(Virtual) Seminar Series | Rational Transplant Program Response to Outcome-based Regulation in Lung Transplantation
All dates for this event occur in the past.
Speaker: Saumya Sinha, Postdoctoral Researcher
Department of Computational and Applied Mathematics, Rice University
Abstract:
Organ transplantation is an increasingly common therapy for end-stage organ failure. In the past twenty years, transplant programs in the United States have seen increased scrutiny under two sets of federal regulations, whereby programs are evaluated based on their patients’ post-transplant survival outcomes. The intent of these regulations was to expand organ utilization and improve post-transplant outcomes. However, some transplant volume at some programs started to decline soon after the enactment of the regulations. Some researchers have attributed this decline to risk-averse patient selection, while others have questioned whether such a strategy would be rational.
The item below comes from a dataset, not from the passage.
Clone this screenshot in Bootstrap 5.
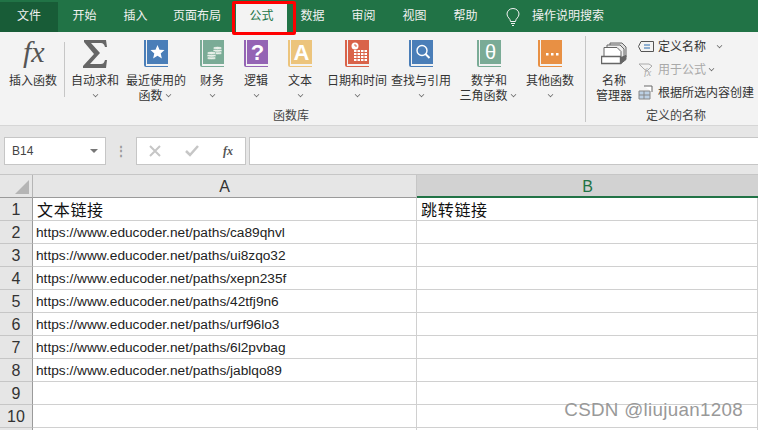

In this talk, we consider the perspective of a transplant program that seeks to maximize its transplant volume while controlling the risk of penalization under the regulatory criteria. We formulate the problem as a chance-constrained mixed-integer program. Through analytical results and numerical experiments calibrated with real transplant data, we demonstrate that it may in fact be rational for a transplant program to curtail its transplant volume to avoid penalization. We also highlight other shortcomings of the regulations, such as their disproportionate impact on medium-sized programs.
Bio:
Saumya Sinha is a postdoctoral researcher in the Department of Computational and Applied Mathematics at Rice University, and a visiting postdoctoral fellow at Houston Methodist Hospital. Her recent work uses optimization and analytics to study the incentives created by federal policies in organ transplantation. Prior to this, she received a PhD in Applied Mathematics with an ‘Advanced Data Science’ option from the University of Washington in 2018. Her research interests lie in sequential decision-making and optimization under uncertainty, with a focus on applications in healthcare operations and health policy.